TV ARCHIVES

Alt Is Long

by

Alanis Morissette had a bunch of hits, Jägermeister shots made me sick, and the fly summer girls in Sea Bright, NJ, macarena’d in lime green dresses and sparkly silver shoes and tiny backpacks all 1996 long, or at least well past Labor Day. Slinking back east that July I rinsed two years of insular Seattle exile away in a humid Atlantic mainstream far cooler than I expected—Clueless on endless HBO repeat, the nerd miniatures of Fountains of Wayne as soothing a mirage as Oasis rocking the bloat, radio in short a scrap heap yielding the raw material for a suitable summer soundtrack. Odelay may have seemed rock and roll future in locales hip enough to disdain the glossy ephemera that seaside cover bands were learning to butcher, but where I was at “Where It’s At” was just a smarter novelty single than Superdrag’s “Sucked Out.”

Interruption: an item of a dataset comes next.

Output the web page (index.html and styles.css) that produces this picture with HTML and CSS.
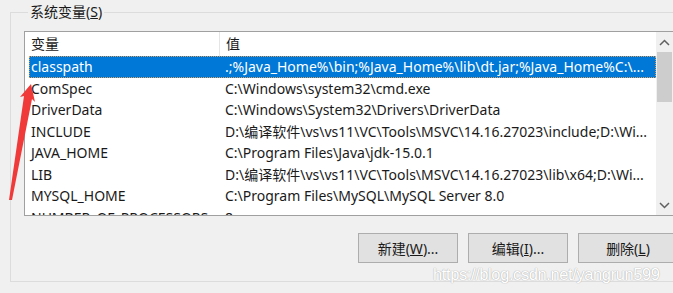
FILE: index.html
```html
<!DOCTYPE html>
<html lang="zh-CN">
<head>
  <meta charset="UTF-8">
  <title>环境变量</title>
  <link rel="stylesheet" href="styles.css">
</head>
<body>
  <fieldset class="group">
    <legend>系统变量(<u>S</u>)</legend>

    <div class="listbox">
      <div class="list">
        <div class="row head">
          <div class="col name">变量</div>
          <div class="col value">值</div>
        </div>
        <div class="row selected">
          <div class="col name">classpath</div>
          <div class="col value">.;%Java_Home%\bin;%Java_Home%\lib\dt.jar;%Java_Home%C:\...</div>
        </div>
        <div class="row">
          <div class="col name">ComSpec</div>
          <div class="col value">C:\Windows\system32\cmd.exe</div>
        </div>
        <div class="row">
          <div class="col name">DriverData</div>
          <div class="col value">C:\Windows\System32\Drivers\DriverData</div>
        </div>
        <div class="row">
          <div class="col name">INCLUDE</div>
          <div class="col value">D:\编译软件\vs\vs11\VC\Tools\MSVC\14.16.27023\include;D:\Wi...</div>
        </div>
        <div class="row">
          <div class="col name">JAVA_HOME</div>
          <div class="col value">C:\Program Files\Java\jdk-15.0.1</div>
        </div>
        <div class="row">
          <div class="col name">LIB</div>
          <div class="col value">D:\编译软件\vs\vs11\VC\Tools\MSVC\14.16.27023\lib\x64;D:\Wi...</div>
        </div>
        <div class="row">
          <div class="col name">MYSQL_HOME</div>
          <div class="col value">C:\Program Files\MySQL\MySQL Server 8.0</div>
        </div>
        <div class="row">
          <div class="col name">NUMBER_OF_PROCESSORS</div>
          <div class="col value">8</div>
        </div>
      </div>
      <div class="scrollbar">
        <div class="arrow up">
          <svg width="11" height="7" viewBox="0 0 11 7"><path d="M1 6 L5.5 1.5 L10 6" fill="none" stroke="#606060" stroke-width="1.5"/></svg>
        </div>
        <div class="thumb"></div>
        <div class="track"></div>
        <div class="arrow down">
          <svg width="11" height="7" viewBox="0 0 11 7"><path d="M1 1 L5.5 5.5 L10 1" fill="none" stroke="#606060" stroke-width="1.5"/></svg>
        </div>
      </div>
    </div>

    <div class="buttons">
      <button>新建(<u>W</u>)...</button>
      <button>编辑(<u>I</u>)...</button>
      <button>删除(<u>L</u>)</button>
    </div>
  </fieldset>

  <!-- annotation arrow -->
  <svg class="mark" width="40" height="120" viewBox="0 0 40 120">
    <polygon points="1,118 4,118 24,17 27,20 23,2 12,15 16,14" fill="#f03a3a"/>
  </svg>

  <div class="watermark">https://blog.csdn.net/yangrun599</div>
</body>
</html>
```

FILE: styles.css
```css
body {
  margin: 0;
  width: 673px;
  height: 293px;
  overflow: hidden;
  position: relative;
  background-color: #f0f0f0;
  font-family: "Noto Sans", "Noto Sans CJK SC", sans-serif;
  font-size: 14px;
  color: #1a1a1a;
}

.group {
  margin: 4px 0 0 10px;
  width: 700px;
  padding: 11px 0 17px 13px;
  border: 1px solid #dcdcdc;
  box-sizing: border-box;
  height: 278px;
}

.group legend {
  padding: 0 2px;
  margin-left: 4px;
  font-size: 14px;
  line-height: 16px;
}

.listbox {
  display: flex;
  width: 650px;
  height: 185px;
  border: 1px solid #a0a0a0;
  background-color: #fff;
  box-sizing: border-box;
  overflow: hidden;
}

.list {
  flex: 1;
  padding-left: 4px;
  overflow: hidden;
}

.row {
  display: flex;
  height: 21.5px;
  line-height: 21.5px;
  white-space: nowrap;
}

.row.head {
  height: 24px;
  line-height: 24px;
}

.col.name {
  width: 188px;
  padding-left: 2px;
  flex: none;
  overflow: hidden;
}

.col.value {
  padding-left: 6px;
  flex: 1;
}

.head .col.value {
  border-left: 1px solid #e5e5e5;
}

.row.selected {
  background-color: #0078d7;
  color: #fff;
  outline: 1px dotted #d8a060;
  outline-offset: -1px;
}

.scrollbar {
  width: 17px;
  flex: none;
  display: flex;
  flex-direction: column;
  background-color: #f0f0f0;
}

.arrow {
  height: 20px;
  display: flex;
  align-items: center;
  justify-content: center;
}

.thumb {
  height: 50px;
  background-color: #cdcdcd;
  margin: 0 1px;
}

.track {
  flex: 1;
}

.buttons {
  display: flex;
  gap: 10px;
  margin: 17px 0 0 334px;
}

.buttons button {
  width: 100px;
  height: 30px;
  flex: none;
  font-family: inherit;
  font-size: 14px;
  color: #1a1a1a;
  background-color: #e1e1e1;
  border: 1px solid #adadad;
  padding: 0;
}

.mark {
  position: absolute;
  left: 8px;
  top: 82px;
}

.watermark {
  position: absolute;
  left: 433px;
  top: 265px;
  font-family: "Liberation Sans", sans-serif;
  font-size: 16.5px;
  letter-spacing: -0.4px;
  color: #fff;
  text-shadow: 0 0 1px #b0b0b0, 0 0 1px #b0b0b0;
}
```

When the biz is confused, anything can happen, even if it usually doesn’t. At that delusional moment in ’96, willful indie-aligned industry types convinced themselves at least that “alternative” wasn’t just pop metal’s latest commercial alloy, but a haven for brighter variants on the sort of bouncy formal experiments college radio always mistook for pop. If you liked Alice in Chains, went the thinking, you’ll love the Cardigans. And honest, I heard Imperial Teen’s “You’re One” on the radio. Lots. 106.3 in Eatontown, you could look it up: boy-girl-boy-girl homophile celebrants strumming a cryptic Cobain eulogy so willowy-tart you’d think K finally decided to release real albums instead of scenester field recordings.

1996 was also the last moment when anyone born before Star Wars could gripe about media caricatures of ou-ou-our genera(liz)tion. By the time of 1999’s stupidly overlooked What Is Not to Love, a band name that once playfully tweaked bohemia’s inner pedophilia turned hollow joke—the Teen empire now demanded the fealty of all Caucasoid pop. For all its soggy metal retreads, “alternative” offered a not-just-a-phase worldview you could potentially nurse into your dotage. And for all its liveliness and immediacy, teenpop imagines no more extended forecast than “hold onto 16 as long as you can.” Even guitar-based variants like Blink 182 stamp an expiration date on their consumers: Do Not Rock Out Past This Date.

What’s our age again? Well, Roddy Bottum turned 39 on July 1. His band released their Merge debut several weeks prior. Whether bouncing forward with peppy gender balance (the B-52’s with Kate and Cindy handling rhythm duties?) or glancing back with no less peppy ruminations (Belle and Sebastian with Kate and Cindy ibid), On is the sound of a band being liberated from commercial expectations. As produced by fellow consolidation casualty Anna Waronker of That Dog, the glee emerges from encoded interplay of guitar and keyboards, or, in “Ivanka,” of four distinct voices.

The minimalist softcore of “Baby” (“I do you/You do me”) sets the tone—free-floating lust settling like faerie dust on a dozen fortunate objects. “Our subtext is our plot,” the band confessed on their debut, Seasick. Now their surface is their subtext. On cuts back on the smart-assery and queer wink—expressing their gregarious pansexuality is just their way of saying Hi. If this is serial monogamy, then it’s Super Sugar Smacks with sliced fruit on top. But when Will Schwartz sings of “The possibility/Of us making history” on “Captain,” he may indeed be hoping for something more than a full-color entry in the Guinness Book of All-Night Fucking. Manifest destiny hasn’t sounded so cheerfully slight since Men Without Hits’, er, Hats’, 1987 gem “Pop Goes the World.” It’s a small world after all.

A true believer, Schwartz has opened his once petulant whine into a not-a-boy, not-yet-a-fogy yearn of possibility. Dunno what his “Heavy metal in the sound/And there’s still an underground” means (please not the Rye Coalition), but when he adds “It’s our time,” well, why not? Just because they’ll never have a real hit single doesn’t mean Imperial Teen can’t turn the Spirit of ’96 on its head and playfully sixty-nine amongst themselves. “Put your ear up to the radio/What you hear is a miracle,” Schwartz coos before advising, “Go the other way/There’s another way.” What a dream—pop and subpop living together in perfect harmony. Let the suits and song doctors rule the overworld, we’ve got work to do down below. How adult a vision.

For all the Teen’s “I’ve waited and waited/ For a youth of my own” there’s no nostalgia here, just a grasping toward a perfect world, a Never Never Land where the imaginary radio plays your favorite non-existent songs and age ain’t nothing but a number. Bohemia, it used to be called. “City Song” finds the quartet slipping into ashrams, grad school, the convent—anywhere “undercover where we can be safe from society’s rules.” But their best hiding place remains the pop commune of Imperial Teen itself. And their most utopian sentiment is their most realist, as quoted in the liner notes: “We wrote these songs, together, in San Francisco.”